Once the child is placed with adopters, plans are usually drawn up about what information will be shared between adopters and the birth mother. The mother will be offered a number of follow-up sessions with a social worker, but many choose to get on with their lives at this point. That is a great progression. Facilitating information exchange creates opportunities for the birth mother to link up with the adoption agency and seek additional support if she requires it. The birth parents are eligible for adoption support services. Some agencies offer support groups. Others might refer the mother to mental health services, and birth mothers might contact informal groups via the internet.

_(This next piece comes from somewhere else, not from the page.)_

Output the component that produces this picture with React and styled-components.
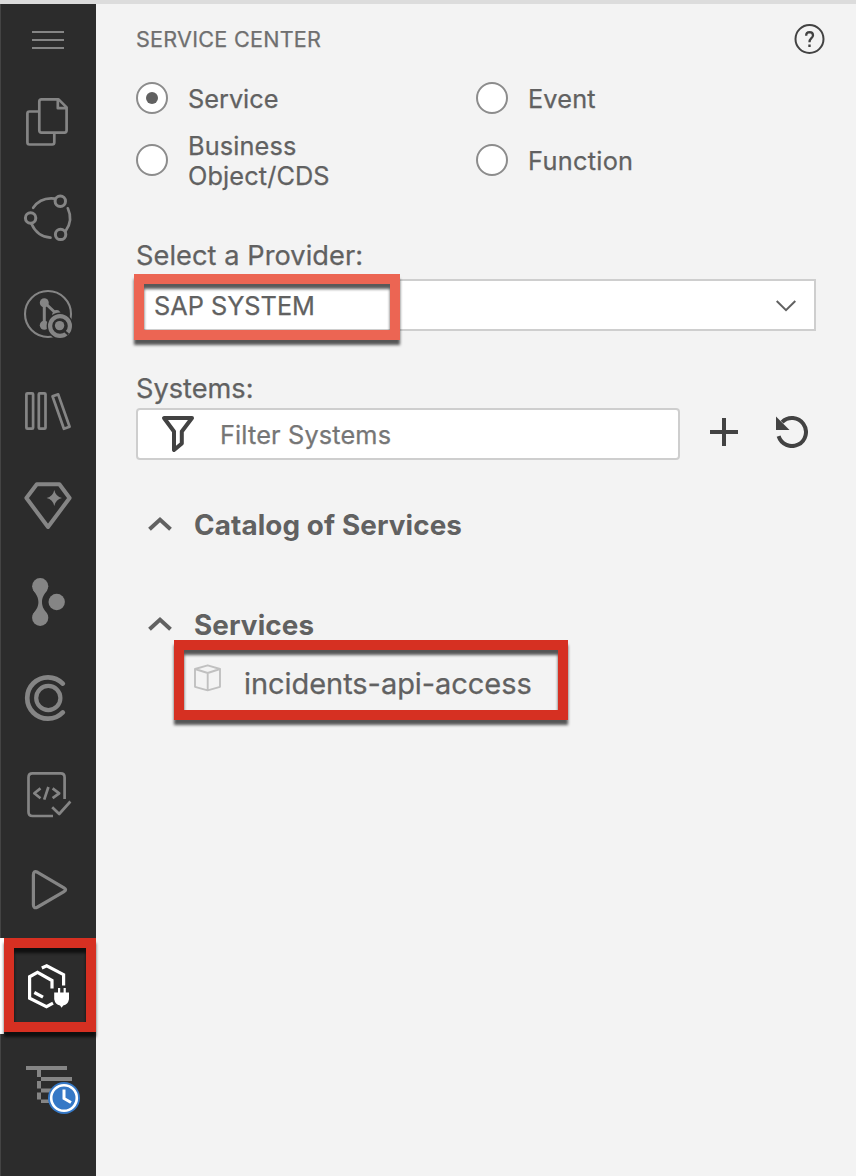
import React from 'react';
import styled, { createGlobalStyle } from 'styled-components';

const GlobalStyle = createGlobalStyle`
  * { box-sizing: border-box; }
  body {
    margin: 0;
    background: #f3f3f3;
    font-family: Inter, "Liberation Sans", sans-serif;
    color: #616161;
  }
`;

const Page = styled.div`
  display: flex;
  height: 1176px;
  width: 856px;
  border-top: 4px solid #dcdcdc;
  background: #f3f3f3;
  overflow: hidden;
`;

const Sidebar = styled.nav`
  width: 96px;
  flex: none;
  display: flex;
  flex-direction: column;
  background: #2c2c2c;
  box-shadow: inset 1px 0 #444;
`;

const SideButton = styled.div`
  position: relative;
  flex: none;
  width: 96px;
  height: ${(p) => p.$height || 96}px;
  color: ${(p) => (p.$active ? '#fff' : '#858585')};
  box-shadow: ${(p) => (p.$active ? 'inset 4px 0 #fff' : 'none')};
  svg { display: block; }
`;

const Highlight = styled.div`
  position: absolute;
  left: ${(p) => p.$x}px;
  top: ${(p) => p.$y}px;
  width: ${(p) => p.$w}px;
  height: ${(p) => p.$h}px;
  border: 10px solid ${(p) => p.$color || '#d63022'};
  filter: drop-shadow(0 5px 1.5px rgba(0, 0, 0, 0.65));
  pointer-events: none;
`;

const Panel = styled.main`
  flex: 1;
  padding: 0 40px;
  display: flex;
  flex-direction: column;
`;

const Text = styled.span`
  display: block;
  padding-top: ${(p) => (p.$drop === undefined ? 2 : p.$drop)}px;
  font-size: ${(p) => p.$size || 25.3}px;
  font-weight: ${(p) => (p.$bold ? 700 : 400)};
  letter-spacing: ${(p) => p.$track || 0}px;
  line-height: 30px;
  white-space: pre-line;
  color: ${(p) => p.$color || '#616161'};
  -webkit-text-stroke: ${(p) => (p.$bold ? 0 : 0.25)}px currentColor;
`;

const Header = styled.header`
  display: flex;
  align-items: center;
  justify-content: space-between;
  height: 70px;
  margin-right: -10px;
`;

const RadioGrid = styled.div`
  display: grid;
  grid-template-columns: 340px 340px;
  grid-template-rows: 32px 60px;
  row-gap: 16px;
  margin-top: 8px;
`;

const RadioOption = styled.label`
  display: flex;
  align-items: center;
  gap: 20px;
`;

const RadioCircle = styled.span`
  flex: none;
  display: flex;
  align-items: center;
  justify-content: center;
  width: 32px;
  height: 32px;
  border: 2px solid #8c8c8c;
  border-radius: 50%;
  background: #fff;
  &::after {
    content: '';
    width: 12px;
    height: 12px;
    border-radius: 50%;
    background: ${(p) => (p.$checked ? '#616161' : 'transparent')};
  }
`;

const FieldLabel = styled.div`
  display: flex;
  align-items: center;
  margin-top: ${(p) => p.$top}px;
  height: ${(p) => p.$height}px;
`;

const SelectBox = styled.div`
  position: relative;
  display: flex;
  align-items: center;
  justify-content: space-between;
  width: 680px;
  height: 52px;
  padding: 0 18px 0 16px;
  border: 2px solid #cecece;
  background: #fff;
`;

const SelectArrow = styled.svg`
  display: block;
  margin-top: 2px;
`;

const FilterRow = styled.div`
  display: flex;
  align-items: center;
`;

const FilterBox = styled.div`
  display: flex;
  align-items: center;
  gap: 24px;
  width: 544px;
  height: 52px;
  padding-left: 22px;
  border: 2px solid #cecece;
  border-radius: 4px;
  background: #fff;
`;

const IconButton = styled.span`
  display: flex;
  margin-left: ${(p) => p.$left}px;
  padding-bottom: 4px;
`;

const TreeHeader = styled.div`
  display: flex;
  align-items: center;
  gap: 22px;
  height: 60px;
  margin-top: ${(p) => p.$top}px;
  padding-left: 12px;
`;

const TreeItem = styled.div`
  position: relative;
  display: flex;
  align-items: center;
  gap: 22px;
  height: 56px;
  padding-left: 58px;
`;

const CubeIcon = styled.svg`
  display: block;
  margin-bottom: 10px;
`;

function SideIcon({ children, height = 96 }) {
  return (
    <svg width="96" height={height} viewBox={`0 0 96 ${height}`} fill="none" stroke="currentColor" strokeWidth="2.7" strokeLinejoin="round">
      {children}
    </svg>
  );
}

const sideIcons = {
  files: (
    <>
      <path d="M38 37.5H29.5Q27.4 37.5 27.4 39.6V68.3Q27.4 70.5 29.5 70.5H52.2Q54.3 70.5 54.3 68.3V60" />
      <path d="M41.5 25.4H58.6L66.6 33.4V56.3Q66.6 58.6 64.4 58.6H41.5Q39.3 58.6 39.3 56.3V27.6Q39.3 25.4 41.5 25.4Z" />
      <path d="M57.8 25.4V34.2H66.6" />
    </>
  ),
  connections: (
    <>
      <circle cx="60.3" cy="31.3" r="5.2" strokeWidth="3" />
      <circle cx="30.6" cy="48" r="5.2" strokeWidth="3" />
      <circle cx="60.6" cy="64.4" r="5.2" strokeWidth="3" />
      <path strokeLinecap="round" d="M33.2 37.8Q40.5 27 54.6 28.6M67.8 38.3Q73.5 50.5 65.5 61.2M31.4 53.8Q37.5 67 50.5 67.7" />
    </>
  ),
  source: (
    <>
      <circle cx="48" cy="48" r="23" strokeWidth="2.1" />
      <circle cx="44.3" cy="36.7" r="4.5" fill="currentColor" stroke="none" />
      <circle cx="44.3" cy="59.3" r="4.5" fill="currentColor" stroke="none" />
      <path d="M44.3 37V59M45 37L54.5 46" strokeWidth="3" />
      <circle cx="56.6" cy="48.5" r="4.4" fill="currentColor" stroke="none" />
      <circle cx="60" cy="60" r="13.4" fill="#2c2c2c" stroke="none" />
      <circle cx="60" cy="60" r="9.9" strokeWidth="4.2" />
      <circle cx="59.6" cy="59.6" r="4.7" fill="currentColor" stroke="none" />
      <path d="M64.4 65L68.2 68.4" stroke="#2c2c2c" strokeWidth="2.2" />
    </>
  ),
  library: (
    <>
      <rect x="26.4" y="31.3" width="6.7" height="35.4" rx="1" />
      <rect x="38.8" y="31.3" width="6.7" height="35.4" rx="1" />
      <path d="M52.5 34.3L58.2 32.4L69.6 64.8L63.9 66.8Z" />
    </>
  ),
  diamond: (
    <>
      <path d="M36.8 26.3H59.4L69.6 40L48 69L26.4 40Z" strokeWidth="4" />
      <path fill="currentColor" stroke="none" d="M54.3 32Q55.7 38.6 62 40Q55.7 41.4 54.3 48Q52.9 41.4 46.6 40Q52.9 38.6 54.3 32Z" />
    </>
  ),
  nodes: (
    <g fill="currentColor" stroke="none">
      <circle cx="40.2" cy="32.2" r="8.1" />
      <circle cx="40.2" cy="63.8" r="8.1" />
      <circle cx="56.7" cy="48" r="8.2" />
      <path d="M33 36C37 41 38.4 44 38.4 48S37 55 33 60H47.4C43.4 55 42 52 42 48S43.4 41 47.4 36Z" />
    </g>
  ),
  target: (
    <>
      <path d="M62.8 33.6A20.7 20.7 0 1 0 62.8 62.4" strokeWidth="4.7" strokeLinecap="round" />
      <circle cx="48.3" cy="48" r="12.1" strokeWidth="4.2" />
    </>
  ),
  code: (
    <>
      <path d="M64.6 53V31.4Q64.6 27.4 60.6 27.4H32.5Q28.5 27.4 28.5 31.4V66Q28.5 70 32.5 70H53" />
      <path d="M52.2 61.2L59.2 68L70.4 55.5" />
      <path d="M40.5 42.4L34.3 47.3L40.5 52.2M48.4 41L44.2 53.6M52.6 42.4L59.2 47.3L52.6 52.2" />
    </>
  ),
  play: (
    <path strokeWidth="3.2" d="M33.4 33Q33.4 28.2 37.6 30.3L64 45.8Q67.2 47.7 64 49.6L37.6 65Q33.4 67.2 33.4 62.8Z" />
  ),
  service: (
    <>
      <g strokeWidth="3.2" strokeLinejoin="miter">
        <path d="M52 50.5V42.5L37.5 34.4L29.6 38.8V60.3L46.5 68.6L53 65.2" />
        <path d="M41.8 30L46.7 27.8L63.6 36.7V47.5" />
        <path d="M34.3 54.5L43 59.1" />
      </g>
      <path fill="currentColor" stroke="none" d="M54.2 54.5H58V50H60.2V54.5H63.6V50H65.8V54.5H69V61.2Q68 66.6 63.2 67.5L61.6 69.7L60 67.5Q55.2 66.6 54.2 61.2Z" />
    </>
  ),
  timeline: (
    <>
      <path stroke="none" fill="currentColor" d="M26 32H67V36H26ZM37 36H41V43H37ZM41 43H72V47H41ZM37 47H41V54.5H37ZM41 54.5H60V58.5H41ZM37 58.5H41V65.5H37ZM41 65.5H60V69H41Z" />
      <circle cx="64" cy="64" r="16" fill="#3578c6" stroke="none" />
      <circle cx="64" cy="64" r="12.8" stroke="#fff" strokeWidth="2.6" />
      <path d="M64 55.5V64.5L71 68.5" stroke="#fff" strokeWidth="3" strokeLinejoin="miter" />
    </>
  ),
};

function Radio({ label, checked, track }) {
  return (
    <RadioOption>
      <RadioCircle $checked={checked} />
      <Text $track={track}>{label}</Text>
    </RadioOption>
  );
}

function TreeSection({ title, top }) {
  return (
    <TreeHeader $top={top}>
      <svg width="24" height="18" viewBox="0 0 24 18" fill="none" stroke="#616161" strokeWidth="4">
        <path d="M1.5 13.3L12 3.6L22.5 13.3" />
      </svg>
      <Text $size={27.8} $bold $drop={0} $track={0.12}>{title}</Text>
    </TreeHeader>
  );
}

export default function App() {
  return (
    <>
      <GlobalStyle />
      <Page>
        <Sidebar>
          <SideButton $height={70}>
            <SideIcon height={70}>
              <path strokeWidth="2" d="M32 28H64M32 36H64M32 44H64" />
            </SideIcon>
          </SideButton>
          {Object.keys(sideIcons).map((name) => (
            <SideButton key={name} $active={name === 'service'}>
              <SideIcon>{sideIcons[name]}</SideIcon>
              {name === 'service' && <Highlight $x={4} $y={0} $w={92} $h={94} />}
            </SideButton>
          ))}
        </Sidebar>
        <Panel>
          <Header>
            <Text $size={21.6} $track={0.25} $drop={0} $color="#6f6f6f">SERVICE CENTER</Text>
            <svg width="32" height="32" viewBox="0 0 32 32" fill="none" stroke="#424242" strokeWidth="2">
              <circle cx="15.5" cy="16" r="14" />
              <path d="M12.2 12.8Q12 9.3 15.5 9.2Q19 9.3 19 12.2Q19 13.8 17.2 15.4Q15.5 17 15.5 19.2" strokeWidth="2.3" />
              <path d="M14.3 21.5H16.7V24H14.3Z" fill="#424242" stroke="none" />
            </svg>
          </Header>
          <RadioGrid>
            <Radio label="Service" checked />
            <Radio label="Event" track={0.15} />
            <Radio label={'Business\nObject/CDS'} track={0.12} />
            <Radio label="Function" track={0.3} />
          </RadioGrid>
          <FieldLabel $top={41} $height={48}>
            <Text $size={27.2} $track={0.06}>Select a Provider:</Text>
          </FieldLabel>
          <SelectBox>
            <Text>SAP SYSTEM</Text>
            <SelectArrow width="20" height="12" viewBox="0 0 20 12" fill="none" stroke="#616161" strokeWidth="2">
              <path d="M0.7 1L10 10.2L19.3 1" />
            </SelectArrow>
            <Highlight $x={-4} $y={-7} $w={266} $h={66} $color="#ec6553" />
          </SelectBox>
          <FieldLabel $top={36} $height={41}>
            <Text $size={27.2}>Systems:</Text>
          </FieldLabel>
          <FilterRow>
            <FilterBox>
              <svg width="36" height="40" viewBox="0 0 36 40" fill="none" stroke="#424242" strokeWidth="4" strokeLinejoin="round">
                <path d="M4 4H32L21.8 17.5V29.5L14 36V17.5Z" />
              </svg>
              <Text $color="#767676" $track={0.15}>Filter Systems</Text>
            </FilterBox>
            <IconButton $left={30}>
              <svg width="28" height="28" viewBox="0 0 28 28" stroke="#424242" strokeWidth="4">
                <path d="M0 14H28M14 0V28" />
              </svg>
            </IconButton>
            <IconButton $left={38}>
              <svg width="32" height="32" viewBox="0 0 32 32" fill="none" stroke="#424242" strokeWidth="4">
                <path d="M6.1 6.1A14 14 0 1 1 2.6 20.2" />
                <path d="M0 0.5L13.5 14H0Z" fill="#424242" stroke="none" />
              </svg>
            </IconButton>
          </FilterRow>
          <TreeSection title="Catalog of Services" top={35} />
          <TreeSection title="Services" top={40} />
          <TreeItem>
            <CubeIcon width="28" height="28" viewBox="0 0 28 28" fill="none" stroke="#c0c0c0" strokeWidth="1.9" strokeLinejoin="round">
              <path d="M13.7 1.3L26 5V22.8L13.7 26.3L1 22.8V5ZM1 5L13.7 9L26 5M13.7 9V26.3" />
            </CubeIcon>
            <Text $size={29} $track={-0.05}>incidents-api-access</Text>
            <Highlight $x={38} $y={-15} $w={394} $h={80} />
          </TreeItem>
        </Panel>
      </Page>
    </>
  );
}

In the case of contested adoptions, while social work services within local authorities and other adoption agencies may recommend that a child be placed for adoption, it is ultimately the decision of a court whether to grant an adoption order or not. If one or both of a child’s parents oppose the granting of an adoption, the relevant court must decide whether the parents are unable satisfactorily to discharge their parental responsibilities and exercise their parental rights and are likely to continue to be unable to do so. The welfare of the child is the paramount consideration in the granting of an adoption order. Contested adoptions do not affect discussions about possible information exchange and the support offered to birth parents. However, as birth parents are likely to reject discussions about potential adopters and meeting them and be resistant to adoption plans, they will be unlikely to accept any offers of support available.
To conclude, it is so important to provide lots of TLC and understanding to mothers at this extremely difficult time. We all appreciate the work that Birthlink and other organisations provide to mothers and families at this most sensitive time. We agree that the Government should issue an apology to women and children affected by this practice, and we support the Movement for an Adoption Apology.